I penned a piece on Lou's list about an old comrade, Jim Henderson, who had just passed away. The tales he told of the "Red North" of Queensland and the number of branches he built and the struggles that he took part in were truly amazing to listen to.
I tell my students that the practice of burning the sugar cane came out of a great safety struggle lead by the CPA. The fires got rid of the disease carrying vermin. This astonishes them. Just another part of our history that will never be written short of a revolution.

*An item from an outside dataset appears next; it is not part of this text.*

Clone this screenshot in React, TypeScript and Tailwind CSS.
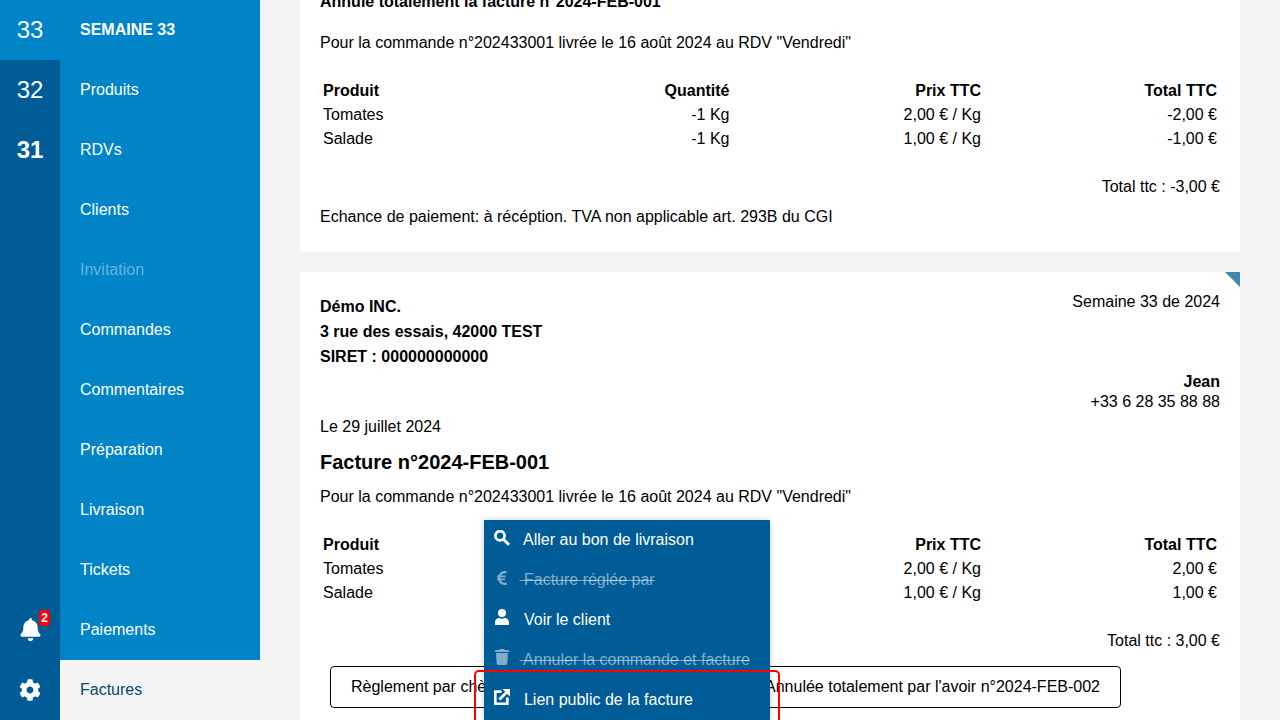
import React from 'react';
import { FaBell, FaCog, FaEuroSign, FaTrash } from 'react-icons/fa';

const navItems = ['Produits', 'RDVs', 'Clients', 'Invitation', 'Commandes', 'Commentaires', 'Préparation', 'Livraison', 'Tickets', 'Paiements'];

const SearchIcon = () => (
  <svg width="16" height="16" viewBox="0 0 16 16" fill="none" stroke="currentColor">
    <circle cx="6" cy="5.8" r="4.6" strokeWidth="2.7" />
    <path d="M9.4 9.2L15 14.8" strokeWidth="3" />
  </svg>
);

const UserIcon = () => (
  <svg width="14" height="16" viewBox="0 0 14 16" fill="currentColor">
    <circle cx="7" cy="4.1" r="4" />
    <path d="M0 16V13.2C0 10.6 2.4 9 4.4 9C5.2 9.5 6 9.7 7 9.7C8 9.7 8.8 9.5 9.6 9C11.6 9 14 10.6 14 13.2V16Z" />
  </svg>
);

const ExternalIcon = () => (
  <svg width="16" height="16" viewBox="0 0 16 16" fill="none" stroke="currentColor">
    <path d="M7.5 2.6H1.3V14.7H13.4V8.5" strokeWidth="2.6" />
    <path d="M5.4 10.6L13.4 2.6" strokeWidth="2.8" />
    <path d="M8.5 0H16V7.5Z" fill="currentColor" stroke="none" />
  </svg>
);

const menuItems = [
  { icon: <SearchIcon />, label: 'Aller au bon de livraison', iconClass: '-mt-1' },
  { icon: <FaEuroSign size={16} />, label: 'Facture réglée par', disabled: true, iconClass: '-mt-[5px]' },
  { icon: <UserIcon />, label: 'Voir le client', iconClass: '-mt-[6px]' },
  { icon: <FaTrash size={16} />, label: 'Annuler la commande et facture', disabled: true, iconClass: '-mt-[6px]' },
  { icon: <ExternalIcon />, label: 'Lien public de la facture', iconClass: '-mt-[6px]' },
];

const InvoiceTable = ({ rows }: { rows: string[][] }) => (
  <table className="w-[900px] table-fixed border-collapse">
    <colgroup>
      <col className="w-[200px]" />
      <col className="w-[212.5px]" />
      <col className="w-[251.5px]" />
      <col className="w-[236px]" />
    </colgroup>
    <thead>
      <tr className="h-6 font-bold">
        <td className="px-[3px]">Produit</td>
        <td className="px-[3px] text-right">Quantité</td>
        <td className="px-[3px] text-right">Prix TTC</td>
        <td className="px-[3px] text-right">Total TTC</td>
      </tr>
    </thead>
    <tbody>
      {rows.map((row) => (
        <tr key={row[0]} className="h-6">
          {row.map((cell, i) => (
            <td key={i} className={i === 0 ? 'px-[3px]' : 'px-[3px] text-right'}>{cell}</td>
          ))}
        </tr>
      ))}
    </tbody>
  </table>
);

export default function App() {
  return (
    <div className="flex h-[720px] w-[1280px] overflow-hidden bg-[#f4f4f4] text-base text-black font-['Liberation_Sans',Arial,sans-serif]">
      <div className="flex w-[60px] shrink-0 flex-col bg-[#005c96] text-white">
        <div className="flex h-[60px] items-center justify-center bg-[#0084c8] text-2xl">33</div>
        <div className="flex h-[60px] items-center justify-center text-2xl">32</div>
        <div className="flex h-[60px] items-center justify-center text-2xl font-bold">31</div>
        <div className="relative mt-auto flex h-[60px] items-center justify-center">
          <FaBell size={23} className="-mt-px" />
          <span className="absolute left-[39px] top-[10px] flex h-4 w-[11px] items-center justify-center rounded-[3px] bg-[#ff0000] text-xs font-bold">2</span>
        </div>
        <div className="flex h-[60px] items-center justify-center">
          <FaCog size={22} />
        </div>
      </div>

      <div className="flex w-[200px] shrink-0 flex-col">
        <div className="bg-[#0084c8] text-white">
          <div className="flex h-[60px] items-center pl-5 font-bold">SEMAINE 33</div>
          {navItems.map((item) => (
            <div key={item} className={`flex h-[60px] items-center pl-5 ${item === 'Invitation' ? 'text-white/40' : ''}`}>
              {item}
            </div>
          ))}
        </div>
        <div className="flex h-[60px] items-center pl-5 text-[#05496f]">Factures</div>
      </div>

      <div className="relative flex-1 px-10">
        <div className="-mt-[40px] bg-white px-5 pb-[25px] pt-8">
          <div className="font-bold leading-5">Annule totalement la facture n°2024-FEB-001</div>
          <div className="mt-[21px] leading-5">Pour la commande n°202433001 livrée le 16 août 2024 au RDV "Vendredi"</div>
          <div className="mt-[26px]">
            <InvoiceTable rows={[['Tomates', '-1 Kg', '2,00 € / Kg', '-2,00 €'], ['Salade', '-1 Kg', '1,00 € / Kg', '-1,00 €']]} />
          </div>
          <div className="mt-[26px] text-right leading-5">Total ttc : -3,00 €</div>
          <div className="mt-[10px] leading-5">Echance de paiement: à récéption. TVA non applicable art. 293B du CGI</div>
        </div>

        <div className="relative mt-5 bg-white p-5">
          <div className="absolute right-0 top-0 border-l-[15px] border-t-[15px] border-l-transparent border-t-[#4085ae]"></div>
          <div className="flex justify-between">
            <div className="pt-[2px] font-bold leading-[25px]">
              <div>Démo INC.</div>
              <div>3 rue des essais, 42000 TEST</div>
              <div>SIRET : 000000000000</div>
            </div>
            <div className="leading-5">Semaine 33 de 2024</div>
          </div>
          <div className="mt-[3px] text-right leading-5">
            <div className="font-bold">Jean</div>
            <div>+33 6 28 35 88 88</div>
          </div>
          <div className="mt-[5px] leading-5">Le 29 juillet 2024</div>
          <h2 className="mt-[13px] text-xl font-bold leading-6">Facture n°2024-FEB-001</h2>
          <div className="mt-[13px] leading-5">Pour la commande n°202433001 livrée le 16 août 2024 au RDV "Vendredi"</div>
          <div className="mt-[26px]">
            <InvoiceTable rows={[['Tomates', '1 Kg', '2,00 € / Kg', '2,00 €'], ['Salade', '1 Kg', '1,00 € / Kg', '1,00 €']]} />
          </div>
          <div className="mt-[26px] text-right leading-5">Total ttc : 3,00 €</div>
          <div className="ml-[10px] mt-[15px] flex w-[791px] gap-[10px]">
            <button className="h-[42px] flex-1 rounded border border-black px-5 text-left">Règlement par chèque</button>
            <button className="h-[42px] shrink-0 rounded border border-black px-5">Annulée totalement par l'avoir n°2024-FEB-002</button>
          </div>
        </div>

        <div className="absolute left-[224px] top-[520px] w-[286px] bg-[#005c96] text-white shadow-[0_0_6px_rgba(0,0,0,0.2)]">
          {menuItems.map((item) => (
            <div key={item.label} className="flex h-10 items-center px-[10px]">
              <span className={`${item.iconClass} mr-[9.5px] flex w-4 shrink-0 justify-center ${item.disabled ? 'opacity-50' : ''}`}>{item.icon}</span>
              <span className={`whitespace-pre ${item.disabled ? 'text-white/50 line-through' : ''}`}> {item.label}</span>
            </div>
          ))}
        </div>
        <div className="pointer-events-none absolute left-[214px] top-[670px] h-[60px] w-[306px] rounded-[5px] border-2 border-[#ff0000]"></div>
      </div>
    </div>
  );
}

The popular image of the communist will still be that of the Seinfeld Episode or the Simpsons Episode the geek or the social leper. At best the liberal media patronizes the old communists. We will never see the Communists presented as they were - the most socially aware and committed people of their generation.

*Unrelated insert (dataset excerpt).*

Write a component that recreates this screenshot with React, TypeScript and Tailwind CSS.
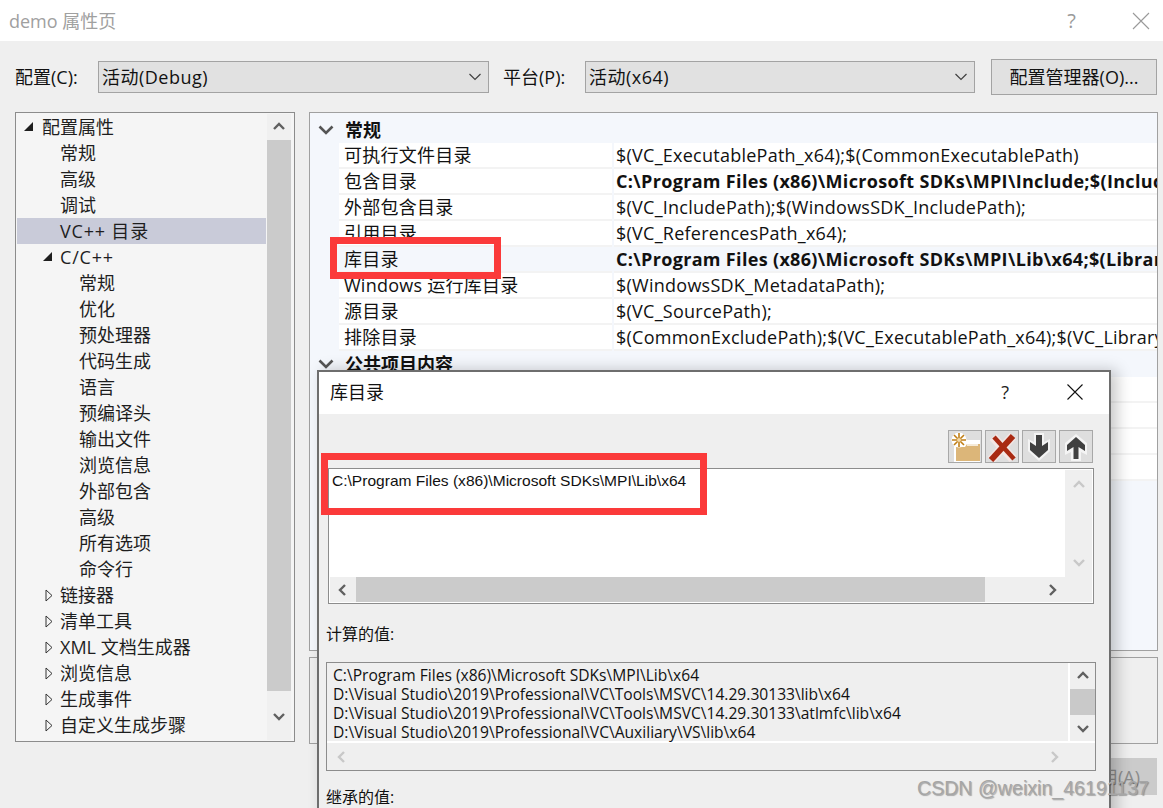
import React from 'react';

const FONT = '"Open Sans", "Noto Sans CJK SC", sans-serif';

const Chevron: React.FC<{ dir: 'up' | 'down' | 'left' | 'right'; color?: string }> = ({ dir, color = '#606060' }) => {
  const points = {
    up: '2,9 7,4 12,9',
    down: '2,5 7,10 12,5',
    left: '9,2 4,7 9,12',
    right: '5,2 10,7 5,12',
  }[dir];
  return (
    <svg width="14" height="14" viewBox="0 0 14 14" fill="none">
      <polyline points={points} stroke={color} strokeWidth="2.4" />
    </svg>
  );
};

type TreeItem = { label: string; indent: number; arrow?: 'open' | 'closed'; selected?: boolean; wide?: boolean; arrowLeft?: number };

const TreeRow: React.FC<TreeItem> = ({ label, indent, arrow, selected, wide, arrowLeft }) => (
  <div
    className={`relative flex h-[26px] shrink-0 items-center text-[18px] leading-none text-[#1e1e1e] ${selected ? 'bg-[#c9cbd9]' : ''} ${wide ? 'tracking-[0.8px]' : ''}`}
    style={{ paddingLeft: indent }}
  >
    {arrow === 'open' && (
      <svg className="absolute" style={{ left: arrowLeft, top: 8 }} width="10" height="10" viewBox="0 0 10 10">
        <polygon points="9,0 9,9 0,9" fill="#1e1e1e" />
      </svg>
    )}
    {arrow === 'closed' && (
      <svg className="absolute" style={{ left: indent - 15, top: 7 }} width="8" height="13" viewBox="0 0 8 13" fill="none">
        <polygon points="1,1 7,6.5 1,12" stroke="#333333" strokeWidth="1" />
      </svg>
    )}
    {label}
  </div>
);

const GridRow: React.FC<{ name: string; value: string; bold?: boolean; active?: boolean }> = ({
  name,
  value,
  bold,
  active,
}) => (
  <div className="flex h-[26px] shrink-0 pl-[29px] text-[18px] leading-none text-[#111111]">
    <div className={`flex w-[273px] shrink-0 items-center border-b-2 border-[#f3f3f3] pl-[5px] tracking-[0.25px] ${active ? 'bg-[#f4f7fc]' : 'bg-white'}`}>
      {name}
    </div>
    <div
      className={`ml-[2px] flex min-w-0 flex-1 items-center overflow-hidden whitespace-nowrap border-b-2 border-[#f3f3f3] pl-[2px] ${active ? 'bg-[#f4f7fc]' : 'bg-white'} ${bold ? 'font-bold tracking-[0.33px]' : 'tracking-[0.25px]'}`}
    >
      {value}
    </div>
  </div>
);

const GridHeader: React.FC<{ label: string }> = ({ label }) => (
  <div className="flex h-[26px] shrink-0 items-center bg-[#f4f7fc] text-[18px] font-bold leading-none text-[#111111]">
    <svg className="ml-[8px] mr-[11px]" width="16" height="12" viewBox="0 0 16 12" fill="none">
      <polyline points="1.5,2.5 8,9 14.5,2.5" stroke="#555555" strokeWidth="2.6" />
    </svg>
    {label}
  </div>
);

const treeItems: TreeItem[] = [
  { label: '配置属性', indent: 25, arrow: 'open', arrowLeft: 7 },
  { label: '常规', indent: 43 },
  { label: '高级', indent: 43 },
  { label: '调试', indent: 43 },
  { label: 'VC++ 目录', indent: 43, selected: true, wide: true },
  { label: 'C/C++', indent: 43, arrow: 'open', arrowLeft: 26, wide: true },
  { label: '常规', indent: 62 },
  { label: '优化', indent: 62 },
  { label: '预处理器', indent: 62 },
  { label: '代码生成', indent: 62 },
  { label: '语言', indent: 62 },
  { label: '预编译头', indent: 62 },
  { label: '输出文件', indent: 62 },
  { label: '浏览信息', indent: 62 },
  { label: '外部包含', indent: 62 },
  { label: '高级', indent: 62 },
  { label: '所有选项', indent: 62 },
  { label: '命令行', indent: 62 },
  { label: '链接器', indent: 43, arrow: 'closed' },
  { label: '清单工具', indent: 43, arrow: 'closed' },
  { label: 'XML 文档生成器', indent: 43, arrow: 'closed' },
  { label: '浏览信息', indent: 43, arrow: 'closed' },
  { label: '生成事件', indent: 43, arrow: 'closed' },
  { label: '自定义生成步骤', indent: 43, arrow: 'closed' },
];

const dirRows = [
  { name: '可执行文件目录', value: '$(VC_ExecutablePath_x64);$(CommonExecutablePath)' },
  { name: '包含目录', value: 'C:\\Program Files (x86)\\Microsoft SDKs\\MPI\\Include;$(IncludePath)', bold: true },
  { name: '外部包含目录', value: '$(VC_IncludePath);$(WindowsSDK_IncludePath);' },
  { name: '引用目录', value: '$(VC_ReferencesPath_x64);' },
  { name: '库目录', value: 'C:\\Program Files (x86)\\Microsoft SDKs\\MPI\\Lib\\x64;$(LibraryPath)', bold: true, active: true },
  { name: 'Windows 运行库目录', value: '$(WindowsSDK_MetadataPath);' },
  { name: '源目录', value: '$(VC_SourcePath);' },
  { name: '排除目录', value: '$(CommonExcludePath);$(VC_ExecutablePath_x64);$(VC_LibraryPath_x64)' },
];

const computedValues = [
  'C:\\Program Files (x86)\\Microsoft SDKs\\MPI\\Lib\\x64',
  'D:\\Visual Studio\\2019\\Professional\\VC\\Tools\\MSVC\\14.29.30133\\lib\\x64',
  'D:\\Visual Studio\\2019\\Professional\\VC\\Tools\\MSVC\\14.29.30133\\atlmfc\\lib\\x64',
  'D:\\Visual Studio\\2019\\Professional\\VC\\Auxiliary\\VS\\lib\\x64',
];

const Combo: React.FC<{ label: string; width: number }> = ({ label, width }) => (
  <div
    className="flex h-[32px] shrink-0 items-center justify-between border border-[#a3a3a3] bg-[#e1e1e1] pl-[3px] pr-[6px] text-[18px] leading-none tracking-[0.5px] text-[#111111]"
    style={{ width }}
  >
    {label}
    <svg width="14" height="10" viewBox="0 0 14 10" fill="none">
      <polyline points="1.5,2 7,7.5 12.5,2" stroke="#404040" strokeWidth="1.2" />
    </svg>
  </div>
);

const ToolButton: React.FC<{ children: React.ReactNode }> = ({ children }) => (
  <div className="flex h-[33px] w-[34px] items-center justify-center border border-[#a8a8a8] bg-[#dedede]">{children}</div>
);

const App: React.FC = () => {
  return (
    <div className="relative h-[808px] w-[1163px] overflow-hidden bg-[#efefef]" style={{ fontFamily: FONT }}>
      {/* Title bar */}
      <div className="flex h-[41px] items-center justify-between bg-white pl-[9px] pr-[13px] text-[18px] leading-none text-[#a0a0a0]">
        <span>demo 属性页</span>
        <div className="flex items-center gap-[56px]">
          <span className="text-[20px] text-[#9a9a9a]">?</span>
          <svg width="18" height="18" viewBox="0 0 18 18" fill="none">
            <path d="M1 1 L17 17 M17 1 L1 17" stroke="#9a9a9a" strokeWidth="1.1" />
          </svg>
        </div>
      </div>

      {/* Configuration row */}
      <div className="relative flex h-[71px] items-center pl-[15px] pr-[6px] text-[18px] leading-none text-[#111111]">
        <span className="w-[83px] shrink-0">配置(C):</span>
        <Combo label="活动(Debug)" width={391} />
        <span className="ml-[14px] w-[82px] shrink-0">平台(P):</span>
        <Combo label="活动(x64)" width={390} />
        <div className="ml-[16px] flex h-[36px] w-[166px] items-center justify-center border border-[#a3a3a3] bg-[#e1e1e1]">
          配置管理器(O)...
        </div>
      </div>

      <div className="flex pl-[15px] pr-[5px]">
        {/* Tree */}
        <div className="flex h-[630px] w-[280px] shrink-0 border border-[#8c8c8c] bg-[#f5f5f5] p-[1px]">
          <div className="flex w-[249px] shrink-0 flex-col">
            {treeItems.map((item, i) => (
              <TreeRow key={i} {...item} />
            ))}
          </div>
          <div className="ml-[1px] flex w-[24px] flex-col bg-[#f0f0f0]">
            <div className="flex h-[26px] shrink-0 items-center justify-center">
              <Chevron dir="up" />
            </div>
            <div className="h-[551px] bg-[#cbcbcb]" />
            <div className="flex flex-1 items-center justify-center">
              <Chevron dir="down" />
            </div>
          </div>
        </div>

        {/* Property grid and description */}
        <div className="ml-[14px] flex min-w-0 flex-1 flex-col">
          <div className="flex h-[539px] flex-col overflow-hidden border border-[#a0a0a0] bg-[#f4f7fc] pt-[4px]">
            <GridHeader label="常规" />
            {dirRows.map((r) => (
              <GridRow key={r.name} {...r} />
            ))}
            <GridHeader label="公共项目内容" />
            {[0, 1, 2, 3].map((i) => (
              <GridRow key={i} name="" value="" />
            ))}
          </div>
          <div className="mt-[6px] h-[87px] border border-[#a0a0a0] bg-[#efefef]" />
        </div>
      </div>

      {/* Faded button under the dialog */}
      <div className="absolute left-[1000px] top-[758px] flex h-[37px] w-[157px] items-center justify-end bg-[#cbcbcb] pr-[17px] text-[18px] leading-none text-[#8a8a8a]">
        应用(A)
      </div>

      {/* Library directories dialog */}
      <div className="absolute left-[317px] top-[370px] h-[460px] w-[794px] border-2 border-[#6e6e6e] bg-[#efefef] shadow-[6px_0_14px_rgba(0,0,0,0.22)]">
        <div className="flex h-[42px] items-center justify-between bg-white pb-[2px] pl-[11px] pr-[26px] text-[18px] leading-none text-[#111111]">
          <span>库目录</span>
          <div className="flex items-center gap-[58px]">
            <span className="text-[#222222]">?</span>
            <svg width="16" height="16" viewBox="0 0 16 16" fill="none">
              <path d="M0.5 0.5 L15.5 15.5 M15.5 0.5 L0.5 15.5" stroke="#111111" strokeWidth="1.1" />
            </svg>
          </div>
        </div>

        <div className="flex justify-end gap-[3px] pr-[16px] pt-[16px]">
          <ToolButton>
            <svg width="32" height="31" viewBox="0 0 32 31">
              <path d="M5 31 V12 H15 L17 9 H31 V31 Z" fill="white" />
              <path d="M7 30 V16 H31 V30 Z M18 13 H31 V16 H16 Z" fill="#dcb679" />
              <rect x="18" y="13" width="11" height="2" fill="#f5ead8" />
              <circle cx="10" cy="9" r="7.5" fill="white" />
              <path d="M10 2 V16 M3 9 H17 M5 4 L15 14 M15 4 L5 14" stroke="#c07f17" strokeWidth="1.6" />
              <circle cx="10" cy="9" r="2" fill="#f1d9a9" />
            </svg>
          </ToolButton>
          <ToolButton>
            <svg width="32" height="31" viewBox="0 0 32 31" fill="none">
              <path d="M7 6 L27 28 M27 5 L5 29" stroke="#f3e6e4" strokeWidth="9" />
              <path d="M8 6 L28 28" stroke="#a92a12" strokeWidth="4.5" />
              <path d="M27 5 L5 29" stroke="#a92a12" strokeWidth="6" />
            </svg>
          </ToolButton>
          <ToolButton>
            <svg width="22" height="28" viewBox="0 0 22 28">
              <path d="M6 0 H16 V9 L22 6 V18 L11 28 L0 18 V6 L6 9 Z" fill="#f4f4f4" />
              <path d="M8 2 H14 V13 L20 9 V17 L11 25 L2 17 V9 L8 13 Z" fill="#404040" />
            </svg>
          </ToolButton>
          <ToolButton>
            <svg width="22" height="28" viewBox="0 0 22 28">
              <path d="M6 28 H16 V19 L22 22 V10 L11 1 L0 10 V22 L6 19 Z" fill="#f4f4f4" />
              <path d="M8.5 26 H13.5 V14 L20 18 V12 L11 4 L2 12 V18 L8.5 14 Z" fill="#404040" />
            </svg>
          </ToolButton>
        </div>

        {/* Editable list */}
        <div className="ml-[9px] mt-[5px] h-[136px] w-[766px] border border-[#8c8c8c] bg-white p-[1px]">
          <div className="flex h-[107px]">
            <div className="flex-1 pl-[2px] pt-[1px] text-[15.55px] leading-[19px] text-[#111111]" style={{ fontFamily: '"Liberation Sans", sans-serif' }}>
              C:\Program Files (x86)\Microsoft SDKs\MPI\Lib\x64
            </div>
            <div className="flex w-[27px] flex-col items-center justify-between bg-[#efefef] pb-[8px] pt-[8px]">
              <Chevron dir="up" color="#c8c8c8" />
              <Chevron dir="down" color="#c8c8c8" />
            </div>
          </div>
          <div className="flex h-[25px] bg-[#efefef]">
            <div className="flex w-[26px] items-center justify-center">
              <Chevron dir="left" />
            </div>
            <div className="w-[629px] bg-[#cbcbcb]" />
            <div className="flex flex-1 items-center pl-[60px]">
              <Chevron dir="right" />
            </div>
          </div>
        </div>

        <div className="ml-[7px] mt-[20px] text-[16px] leading-[20px] text-[#111111]">计算的值:</div>

        {/* Computed values */}
        <div className="ml-[7px] mt-[18px] h-[109px] w-[770px] border border-[#8c8c8c] bg-[#efefef]">
          <div className="flex h-[80px] border-b-2 border-white">
            <div className="flex-1 border-r-2 border-white pl-[6px] pt-[3px] text-[15.6px] leading-[19px] text-[#111111]">
              {computedValues.map((v) => (
                <div key={v} className="whitespace-nowrap">
                  {v}
                </div>
              ))}
            </div>
            <div className="flex w-[25px] flex-col items-center">
              <div className="flex h-[26px] items-center justify-center">
                <Chevron dir="up" />
              </div>
              <div className="h-[26px] w-full bg-[#c9c9c9]" />
              <div className="flex h-[26px] items-center justify-center">
                <Chevron dir="down" />
              </div>
            </div>
          </div>
          <div className="flex h-[27px] items-center justify-between pl-[8px] pr-[34px]">
            <Chevron dir="left" color="#c8c8c8" />
            <Chevron dir="right" color="#c8c8c8" />
          </div>
        </div>

        <div className="ml-[7px] mt-[16px] text-[16px] leading-[20px] text-[#111111]">继承的值:</div>
      </div>

      {/* Red annotation boxes */}
      <div className="absolute left-[330px] top-[237px] h-[42px] w-[171px] border-[7px] border-[#fb3a3a]" />
      <div className="absolute left-[321px] top-[453px] h-[62px] w-[386px] border-[7px] border-[#fb3a3a]" />

      {/* Watermark */}
      <div
        className="absolute left-[917px] top-[776px] text-[19.6px] leading-[24px] text-[#a6a6a6] [text-shadow:1px_1px_1px_rgba(0,0,0,0.3)]"
        style={{ fontFamily: '"Liberation Sans", sans-serif' }}
      >
        CSDN @weixin_46191137
      </div>
    </div>
  );
};

export default App;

I also wanted to comment on what appears to be an attempt to revive anti-communism as a discourse. Here in Australia there have been an astonishing number of school kids defying authority to go to anti-Racism rallies. Resistance- the youth Wing of the DSP (Green Left Weekly) has played a brilliant role here. As a result the words "brain-washed" and "manipulated" have reappeared in the mainstream media. We have also been told again how the Marxists killed 100 million people.
Whether anti-Communism can be so easily revived is open to question, I think. But it does seem to me that to the extent we can address the problems created by capitalism we will see red-baiting reemerge in a big way.
In other words we can never rehabilitate the word "communist" - it will always represent the threat of absolute negation. The liberal pseudo-rehabilitation as in Seinfeld or The Simpsons is wholly dependent on our continuing political irrelevance.
But given the scale of the crisis we are entering - that cannot be guaranteed. Even our generation will get some things right.